* [TASK OBJECTIVE]
Return a copy of every line in the records that includes the word "screenshot".

* [DATA TO USE]
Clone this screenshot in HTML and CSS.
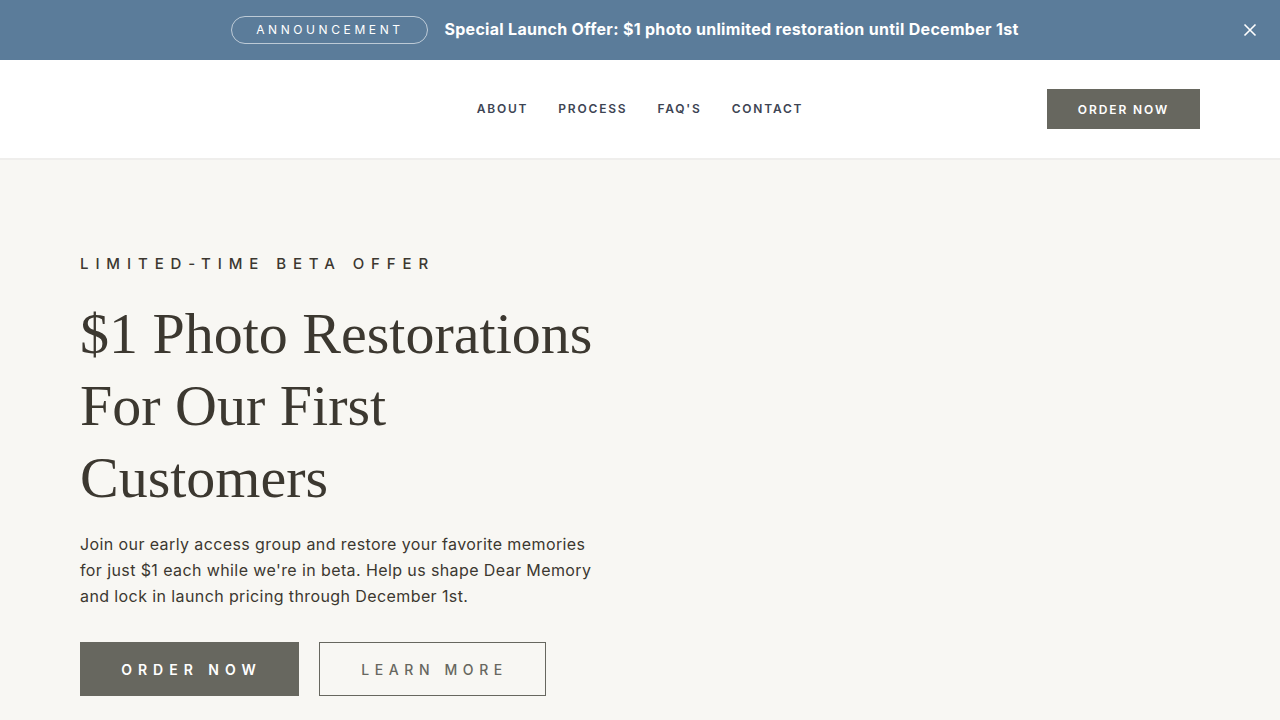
FILE: index.html
```html
<!DOCTYPE html>
<html lang="en">
<head>
<meta charset="utf-8">
<title>Dear Memory</title>
<link rel="stylesheet" href="styles.css">
</head>
<body>
<div class="announce">
  <div class="announce-inner">
    <span class="pill">ANNOUNCEMENT</span>
    <span class="announce-text">Special Launch Offer: $1 photo unlimited restoration until December 1st</span>
  </div>
  <button class="close" aria-label="Close">
    <svg width="14" height="14" viewBox="0 0 14 14"><path d="M1.5 1.5 L12.5 12.5 M12.5 1.5 L1.5 12.5" stroke="#fff" stroke-width="1.6" fill="none"/></svg>
  </button>
</div>
<header class="header">
  <div class="logo-space"></div>
  <nav class="nav">
    <a href="#">ABOUT</a>
    <a href="#">PROCESS</a>
    <a href="#">FAQ'S</a>
    <a href="#">CONTACT</a>
  </nav>
  <a class="btn-header" href="#">ORDER NOW</a>
</header>
<main class="hero">
  <div class="hero-content">
    <p class="eyebrow">LIMITED-TIME BETA OFFER</p>
    <h1 class="title">$1 Photo Restorations For Our First Customers</h1>
    <p class="lead">Join our early access group and restore your favorite memories for just $1 each while we're in beta. Help us shape Dear Memory and lock in launch pricing through December 1st.</p>
    <div class="actions">
      <a class="btn btn-solid" href="#">ORDER NOW</a>
      <a class="btn btn-outline" href="#">LEARN MORE</a>
    </div>
  </div>
</main>
</body>
</html>
```
FILE: styles.css
```css
* { box-sizing: border-box; }
html, body { margin: 0; padding: 0; }
body {
  font-family: "Inter", "Open Sans", sans-serif;
  background: #f8f7f3;
  color: #3c3830;
  height: 720px;
  overflow: hidden;
}
a { text-decoration: none; }

.announce {
  height: 60px;
  background: #5b7c9a;
  display: flex;
  align-items: center;
  justify-content: center;
  padding-right: 30px;
  position: relative;
}
.announce-inner {
  display: flex;
  align-items: center;
  gap: 16px;
}
.pill {
  display: inline-flex;
  align-items: center;
  justify-content: center;
  width: 197px;
  height: 28px;
  border: 1px solid rgba(255,255,255,0.6);
  border-radius: 14px;
  color: #fff;
  font-size: 12px;
  letter-spacing: 3.6px;
  font-weight: 400;
  padding-bottom: 1px;
}
.announce-text {
  color: #fff;
  font-size: 16px;
  font-weight: 700;
  letter-spacing: 0.3px;
  margin-top: -2px;
}
.close {
  position: absolute;
  right: 23px;
  top: 23px;
  background: none;
  border: 0;
  padding: 0;
  width: 14px;
  height: 14px;
  display: flex;
}

.header {
  height: 100px;
  background: #fff;
  border-bottom: 2px solid #efeeec;
  display: flex;
  align-items: center;
  justify-content: space-between;
  padding: 0 80px 0;
}
.logo-space { width: 153px; }
.nav {
  display: flex;
  gap: 30px;
  margin-bottom: 2px;
}
.nav a {
  color: #3d4453;
  font-size: 12px;
  font-weight: 600;
  letter-spacing: 1.8px;
}
.btn-header {
  width: 153px;
  height: 40px;
  background: #67675f;
  color: #fff;
  display: flex;
  align-items: center;
  justify-content: center;
  font-size: 12px;
  font-weight: 600;
  letter-spacing: 1.9px;
}

.hero {
  padding: 93px 80px 0;
}
.hero-content { width: 540px; }
.eyebrow {
  margin: 0;
  font-size: 15px;
  font-weight: 500;
  letter-spacing: 6.9px;
  line-height: 22px;
}
.title {
  margin: 23px 0 0;
  font-family: "Liberation Serif", "Times New Roman", serif;
  font-weight: 400;
  font-size: 58px;
  line-height: 72px;
  color: #3c3830;
}
.lead {
  margin: 17px 0 0;
  font-size: 16px;
  line-height: 26px;
  letter-spacing: 0.4px;
  width: 525px;
}
.actions {
  display: flex;
  gap: 20px;
  margin-top: 33px;
}
.btn {
  height: 54px;
  display: flex;
  align-items: center;
  justify-content: center;
  font-size: 14px;
  font-weight: 600;
}
.btn-solid {
  width: 219px;
  background: #67675f;
  color: #fff;
  letter-spacing: 6px;
  padding-left: 4px;
}
.btn-outline {
  width: 227px;
  border: 1px solid #67675f;
  color: #67675f;
  letter-spacing: 5.6px;
  font-weight: 500;
  padding-left: 4px;
}
```
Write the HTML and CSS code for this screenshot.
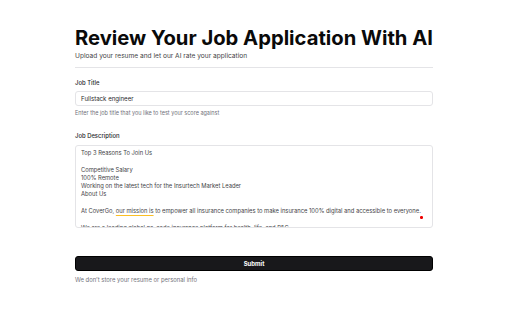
FILE: index.html
```html
<!DOCTYPE html>
<html>
<head>
<meta charset="utf-8">
<link rel="stylesheet" href="styles.css">
</head>
<body>
<main class="page">
  <h1 class="title">Review Your Job Application With AI</h1>
  <p class="subtitle">Upload your resume and let our AI rate your application</p>
  <hr class="divider">
  <div class="field">
    <label class="label">Job Title</label>
    <div class="input">Fullstack engineer</div>
    <p class="help">Enter the job title that you like to test your score against</p>
  </div>
  <div class="field field-desc">
    <label class="label">Job Description</label>
    <div class="textarea">
      <div class="ta-text">Top 3 Reasons To Join Us<br><br>Competitive Salary<br>100% Remote<br>Working on the latest tech for the Insurtech Market Leader<br>About Us<br><br>At CoverGo, <span class="mark">our mission is</span> to empower all insurance companies to make insurance 100% digital and accessible to everyone.<br><br>We are a leading global no-code insurance platform for health, life, and P&amp;C.</div>
      <span class="dot"></span>
    </div>
  </div>
  <button class="submit">Submit</button>
  <p class="note">We don’t store your resume or personal info</p>
</main>
</body>
</html>
```

FILE: styles.css
```css
* { box-sizing: border-box; }
html, body { margin: 0; padding: 0; background: #fff; }
body { font-family: Inter, "Noto Sans", sans-serif; color: #111; }
.page { padding: 26px 79px 0 75px; display: flex; flex-direction: column; }
.title { margin: 0; font-size: 20.2px; font-weight: 700; line-height: 24px; color: #0a0a0a; white-space: nowrap; }
.subtitle { margin: 1px 0 0; font-size: 6.6px; line-height: 11px; color: #3f3f46; }
.divider { margin: 5px 0 0; border: 0; border-top: 1px solid #e4e4e7; height: 0; }
.field { display: flex; flex-direction: column; margin-top: 10px; }
.field-desc { margin-top: 14px; }
.label { font-size: 5.9px; line-height: 10px; font-weight: 500; color: #27272a; }
.input { margin-top: 3px; height: 15px; border: 1px solid #e4e4e7; border-radius: 3px; padding: 0 5px; font-size: 6.1px; line-height: 13px; color: #27272a; }
.help { margin: 3px 0 0; font-size: 5.5px; line-height: 8px; color: #71717a; }
.textarea { position: relative; margin-top: 4px; height: 83px; border: 1px solid #e4e4e7; border-radius: 3px; padding: 3px 5px 0; overflow: hidden; }
.ta-text { font-size: 5.8px; line-height: 8.3px; color: #3f3f46; white-space: nowrap; }
.mark { text-decoration: underline; text-decoration-color: #fbbf24; text-decoration-thickness: 1px; text-underline-offset: 1.5px; }
.dot { position: absolute; left: 344px; top: 70px; width: 2.5px; height: 2.5px; border-radius: 50%; background: #e00; }
.submit { margin-top: 28px; height: 15px; border: 1px solid #000; border-radius: 3px; background: #18181b; color: #fff; font-family: Inter, sans-serif; font-size: 6px; font-weight: 700; padding: 0; }
.note { margin: 5px 0 0; font-size: 5.9px; line-height: 8px; color: #71717a; }
```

* [WRITTEN SOLUTION]
Clone this screenshot in HTML and CSS.
Write the HTML and CSS code for this screenshot.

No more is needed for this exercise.